A small but striking clinical trial in the U.K. has recorded zero cancer relapses among bowel cancer patients who received immunotherapy before surgery — nearly three years after treatment ended. The results, presented at the American Association for Cancer Research meeting in San Diego, suggest that for a specific group of patients, this approach may dramatically outperform standard care.
At a glance
- Pre-surgery immunotherapy: Patients received up to nine weeks of pembrolizumab before bowel surgery, replacing the conventional sequence of surgery followed by three to six months of chemotherapy.
- Zero relapses: After 33 months of follow-up, none of the 32 trial participants — including some who had residual cancer after treatment — had seen their cancer return.

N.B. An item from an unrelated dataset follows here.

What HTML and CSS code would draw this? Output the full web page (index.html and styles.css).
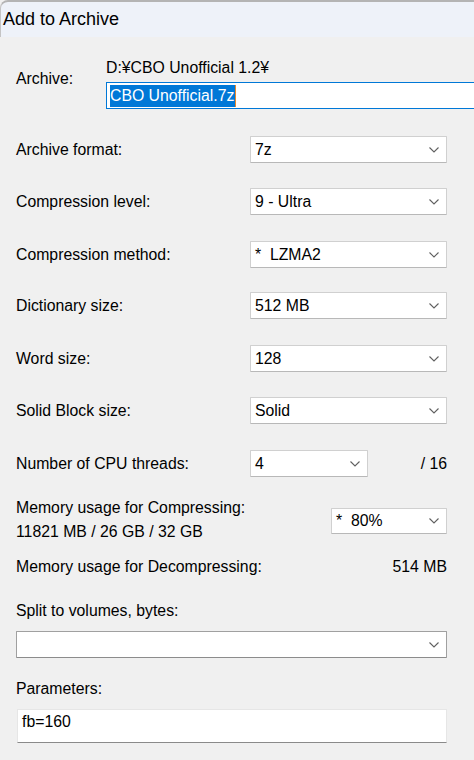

- MMR-deficient bowel cancer: The trial targeted patients with a specific genetic profile found in roughly 10–15% of stage two or three bowel cancer cases, representing around 2,000–3,000 U.K. diagnoses per year.
What the trial found
The NEOPRISM-CRC trial, led by University College London (UCL) and University College London Hospitals NHS Foundation Trust (UCLH), enrolled 32 patients with stage two or three bowel cancer who carried a genetic marker known as MMR deficiency, or MSI-high status. Participants were recruited across five U.K. hospitals.
After nine weeks of pre-operative pembrolizumab, 59% of patients showed no detectable signs of disease by the time they reached surgery. That alone was a notable result. What researchers have now confirmed is that after nearly three years, not a single patient in the group has relapsed — including those who still had small amounts of residual cancer after their operation.
By contrast, standard treatment — surgery followed by post-operative chemotherapy — sees roughly one in four patients experience a recurrence within three years. The difference is significant enough that the trial team described the findings as “extremely encouraging.”
What one patient experienced
Christopher Burston, 73, from Portland, Dorset, was diagnosed with bowel cancer in February 2023 C.E. following routine screening. He received three doses of immunotherapy over nine weeks, then had surgery.
“The outcome of the surgery was essentially that the cancer had melted away — these were the doctor’s words,” Burston said. “The immunotherapy had had an almost immediate effect.”
More than three years on, he remains cancer-free. “I feel very lucky that I’ve reached the stage where my main problem is age rather than cancer or any illness,” he said. “I am able to play guitar, tend my garden and walk the dog very much as before.”
His account reflects a broader pattern in the trial: patients who might have faced months of chemotherapy and its side effects instead moved through a shorter, targeted treatment window and into recovery.
Why the genetic profile matters
Pembrolizumab is a checkpoint inhibitor — a class of drugs that works by releasing the immune system’s natural brakes, allowing it to recognize and attack cancer cells. It does not work equally well across all cancers, and that is where the MMR-deficient genetic profile becomes critical.
Tumors with this profile tend to carry a high number of mutations, making them more visible to the immune system. Research into checkpoint inhibitors has consistently shown stronger responses in these hypermutated cancers, which is why the NEOPRISM-CRC trial focused specifically on this subgroup.
Dr. Kai-Keen Shiu, chief investigator from the UCL Cancer Institute and consultant medical oncologist at UCLH, said the team may now be able to go further — predicting which patients will respond best using personalized blood tests and immune profiling. “These tools could help us tailor our approach,” he said, “identifying patients who are doing well and may need less therapy versus patients at higher risk who need additional treatment.”
The road ahead
The NEOPRISM-CRC results are promising, but they come with important caveats. The trial involved just 32 patients — a small sample — and the genetic profile it targeted accounts for only a fraction of all bowel cancer cases. Larger trials will be needed before this approach can become a standard treatment pathway.
Researchers are also cautiously optimistic that the approach could eventually be extended to other bowel cancer patients without this specific genetic marker, though that work is still in early stages. Cancer Research U.K. notes that immunotherapy for bowel cancer is still a developing field, with most patients currently ineligible for these drugs under standard protocols.
The findings were presented at the 2025 C.E. AACR Annual Meeting. The trial was funded in part through the National Institute for Health and Care Research, with support from Merck, the manufacturer of pembrolizumab. Researcher funding relationships like this are standard in pharmaceutical trials and are disclosed in the published findings — something worth bearing in mind when interpreting the results, even as the outcomes remain striking.
Bowel cancer is the fourth most common cancer worldwide, with over 1.9 million new cases recorded globally in 2022 C.E. A treatment that eliminates the need for post-operative chemotherapy in even a subset of patients would meaningfully reduce both the physical burden of treatment and the long-term strain on health systems.